— Start STORED DATA —
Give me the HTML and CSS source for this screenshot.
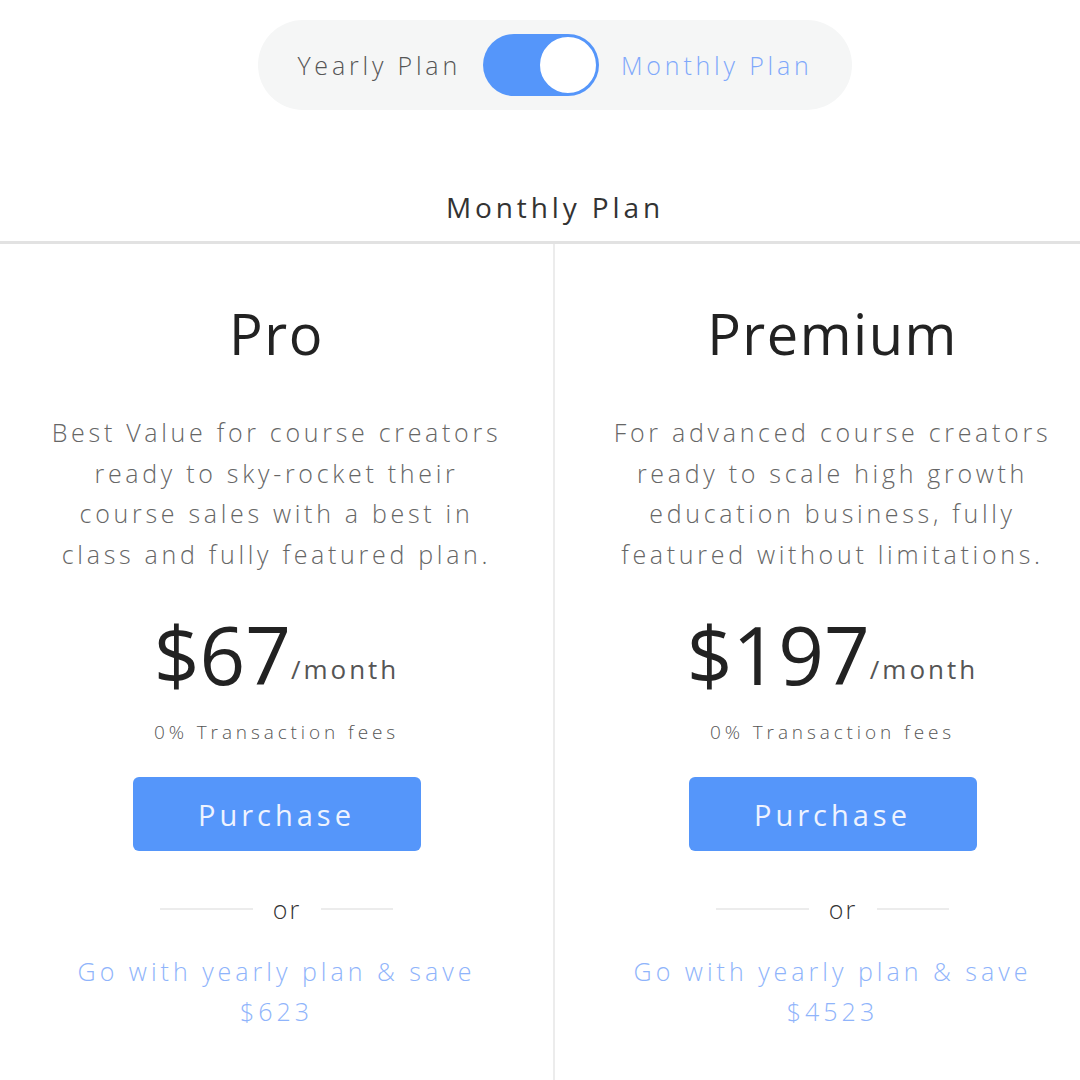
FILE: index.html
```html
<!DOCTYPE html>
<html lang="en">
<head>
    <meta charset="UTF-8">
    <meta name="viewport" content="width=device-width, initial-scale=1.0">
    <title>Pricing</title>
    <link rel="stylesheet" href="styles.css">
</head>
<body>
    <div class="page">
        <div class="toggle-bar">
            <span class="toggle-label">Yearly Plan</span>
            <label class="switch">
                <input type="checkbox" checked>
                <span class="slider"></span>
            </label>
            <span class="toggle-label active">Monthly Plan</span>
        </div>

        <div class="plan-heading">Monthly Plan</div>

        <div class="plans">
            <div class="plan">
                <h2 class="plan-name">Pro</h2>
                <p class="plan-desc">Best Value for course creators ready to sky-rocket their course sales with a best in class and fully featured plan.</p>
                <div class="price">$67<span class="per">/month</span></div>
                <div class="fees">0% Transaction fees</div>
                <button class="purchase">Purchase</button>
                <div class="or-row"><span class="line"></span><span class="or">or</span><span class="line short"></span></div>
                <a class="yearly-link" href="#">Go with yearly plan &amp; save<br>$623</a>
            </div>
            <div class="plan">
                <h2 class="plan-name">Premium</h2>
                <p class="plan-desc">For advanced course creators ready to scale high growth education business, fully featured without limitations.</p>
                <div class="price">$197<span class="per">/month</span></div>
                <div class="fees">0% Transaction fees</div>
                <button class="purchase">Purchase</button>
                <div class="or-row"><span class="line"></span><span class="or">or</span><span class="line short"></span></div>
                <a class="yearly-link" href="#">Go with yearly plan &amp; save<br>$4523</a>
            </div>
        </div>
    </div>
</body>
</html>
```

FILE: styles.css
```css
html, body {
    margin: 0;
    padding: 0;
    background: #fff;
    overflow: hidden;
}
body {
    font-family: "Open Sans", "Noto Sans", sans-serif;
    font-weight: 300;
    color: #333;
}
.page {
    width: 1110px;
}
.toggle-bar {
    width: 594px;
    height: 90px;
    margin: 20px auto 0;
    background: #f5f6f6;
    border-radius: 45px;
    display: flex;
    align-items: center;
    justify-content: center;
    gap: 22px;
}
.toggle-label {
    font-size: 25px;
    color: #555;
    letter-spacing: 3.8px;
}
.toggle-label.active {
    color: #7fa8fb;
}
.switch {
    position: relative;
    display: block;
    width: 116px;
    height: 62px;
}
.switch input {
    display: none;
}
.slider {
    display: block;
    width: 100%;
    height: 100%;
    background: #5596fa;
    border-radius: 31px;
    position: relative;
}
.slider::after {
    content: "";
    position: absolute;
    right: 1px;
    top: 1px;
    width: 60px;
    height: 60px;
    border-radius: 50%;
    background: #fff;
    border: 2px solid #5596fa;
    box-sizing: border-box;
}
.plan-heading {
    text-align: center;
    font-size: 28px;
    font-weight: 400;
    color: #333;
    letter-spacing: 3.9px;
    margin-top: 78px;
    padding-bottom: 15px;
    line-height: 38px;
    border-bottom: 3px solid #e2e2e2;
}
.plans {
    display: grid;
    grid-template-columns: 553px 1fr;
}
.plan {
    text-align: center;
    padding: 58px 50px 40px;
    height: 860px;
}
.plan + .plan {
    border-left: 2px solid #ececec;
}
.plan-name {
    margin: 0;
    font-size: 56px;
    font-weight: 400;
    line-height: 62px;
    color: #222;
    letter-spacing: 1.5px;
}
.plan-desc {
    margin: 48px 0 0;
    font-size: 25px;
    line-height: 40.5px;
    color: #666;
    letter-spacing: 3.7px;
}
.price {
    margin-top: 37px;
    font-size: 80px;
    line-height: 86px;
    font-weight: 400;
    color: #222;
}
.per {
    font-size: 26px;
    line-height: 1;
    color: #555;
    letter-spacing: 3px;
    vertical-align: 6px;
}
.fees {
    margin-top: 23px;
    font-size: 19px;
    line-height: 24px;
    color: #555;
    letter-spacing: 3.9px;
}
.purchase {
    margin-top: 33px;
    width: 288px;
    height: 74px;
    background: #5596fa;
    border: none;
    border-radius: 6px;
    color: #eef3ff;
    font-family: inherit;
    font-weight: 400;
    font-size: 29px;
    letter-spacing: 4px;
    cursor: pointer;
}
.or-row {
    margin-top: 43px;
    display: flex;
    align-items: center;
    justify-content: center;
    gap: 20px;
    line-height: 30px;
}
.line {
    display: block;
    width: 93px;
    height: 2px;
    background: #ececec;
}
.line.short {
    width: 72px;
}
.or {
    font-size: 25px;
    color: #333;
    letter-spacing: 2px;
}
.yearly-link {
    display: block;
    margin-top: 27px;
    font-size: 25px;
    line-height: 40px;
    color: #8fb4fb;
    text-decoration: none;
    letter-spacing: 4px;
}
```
— End STORED DATA —
## [TASK INSTRUCTIONS]
The listing above must be printed again exactly, minus its pictures.

## [EXPECTED OUTPUT]
Give me the HTML and CSS source for this screenshot.
FILE: index.html
```html
<!DOCTYPE html>
<html lang="en">
<head>
    <meta charset="UTF-8">
    <meta name="viewport" content="width=device-width, initial-scale=1.0">
    <title>Pricing</title>
    <link rel="stylesheet" href="styles.css">
</head>
<body>
    <div class="page">
        <div class="toggle-bar">
            <span class="toggle-label">Yearly Plan</span>
            <label class="switch">
                <input type="checkbox" checked>
                <span class="slider"></span>
            </label>
            <span class="toggle-label active">Monthly Plan</span>
        </div>

        <div class="plan-heading">Monthly Plan</div>

        <div class="plans">
            <div class="plan">
                <h2 class="plan-name">Pro</h2>
                <p class="plan-desc">Best Value for course creators ready to sky-rocket their course sales with a best in class and fully featured plan.</p>
                <div class="price">$67<span class="per">/month</span></div>
                <div class="fees">0% Transaction fees</div>
                <button class="purchase">Purchase</button>
                <div class="or-row"><span class="line"></span><span class="or">or</span><span class="line short"></span></div>
                <a class="yearly-link" href="#">Go with yearly plan &amp; save<br>$623</a>
            </div>
            <div class="plan">
                <h2 class="plan-name">Premium</h2>
                <p class="plan-desc">For advanced course creators ready to scale high growth education business, fully featured without limitations.</p>
                <div class="price">$197<span class="per">/month</span></div>
                <div class="fees">0% Transaction fees</div>
                <button class="purchase">Purchase</button>
                <div class="or-row"><span class="line"></span><span class="or">or</span><span class="line short"></span></div>
                <a class="yearly-link" href="#">Go with yearly plan &amp; save<br>$4523</a>
            </div>
        </div>
    </div>
</body>
</html>
```

FILE: styles.css
```css
html, body {
    margin: 0;
    padding: 0;
    background: #fff;
    overflow: hidden;
}
body {
    font-family: "Open Sans", "Noto Sans", sans-serif;
    font-weight: 300;
    color: #333;
}
.page {
    width: 1110px;
}
.toggle-bar {
    width: 594px;
    height: 90px;
    margin: 20px auto 0;
    background: #f5f6f6;
    border-radius: 45px;
    display: flex;
    align-items: center;
    justify-content: center;
    gap: 22px;
}
.toggle-label {
    font-size: 25px;
    color: #555;
    letter-spacing: 3.8px;
}
.toggle-label.active {
    color: #7fa8fb;
}
.switch {
    position: relative;
    display: block;
    width: 116px;
    height: 62px;
}
.switch input {
    display: none;
}
.slider {
    display: block;
    width: 100%;
    height: 100%;
    background: #5596fa;
    border-radius: 31px;
    position: relative;
}
.slider::after {
    content: "";
    position: absolute;
    right: 1px;
    top: 1px;
    width: 60px;
    height: 60px;
    border-radius: 50%;
    background: #fff;
    border: 2px solid #5596fa;
    box-sizing: border-box;
}
.plan-heading {
    text-align: center;
    font-size: 28px;
    font-weight: 400;
    color: #333;
    letter-spacing: 3.9px;
    margin-top: 78px;
    padding-bottom: 15px;
    line-height: 38px;
    border-bottom: 3px solid #e2e2e2;
}
.plans {
    display: grid;
    grid-template-columns: 553px 1fr;
}
.plan {
    text-align: center;
    padding: 58px 50px 40px;
    height: 860px;
}
.plan + .plan {
    border-left: 2px solid #ececec;
}
.plan-name {
    margin: 0;
    font-size: 56px;
    font-weight: 400;
    line-height: 62px;
    color: #222;
    letter-spacing: 1.5px;
}
.plan-desc {
    margin: 48px 0 0;
    font-size: 25px;
    line-height: 40.5px;
    color: #666;
    letter-spacing: 3.7px;
}
.price {
    margin-top: 37px;
    font-size: 80px;
    line-height: 86px;
    font-weight: 400;
    color: #222;
}
.per {
    font-size: 26px;
    line-height: 1;
    color: #555;
    letter-spacing: 3px;
    vertical-align: 6px;
}
.fees {
    margin-top: 23px;
    font-size: 19px;
    line-height: 24px;
    color: #555;
    letter-spacing: 3.9px;
}
.purchase {
    margin-top: 33px;
    width: 288px;
    height: 74px;
    background: #5596fa;
    border: none;
    border-radius: 6px;
    color: #eef3ff;
    font-family: inherit;
    font-weight: 400;
    font-size: 29px;
    letter-spacing: 4px;
    cursor: pointer;
}
.or-row {
    margin-top: 43px;
    display: flex;
    align-items: center;
    justify-content: center;
    gap: 20px;
    line-height: 30px;
}
.line {
    display: block;
    width: 93px;
    height: 2px;
    background: #ececec;
}
.line.short {
    width: 72px;
}
.or {
    font-size: 25px;
    color: #333;
    letter-spacing: 2px;
}
.yearly-link {
    display: block;
    margin-top: 27px;
    font-size: 25px;
    line-height: 40px;
    color: #8fb4fb;
    text-decoration: none;
    letter-spacing: 4px;
}
```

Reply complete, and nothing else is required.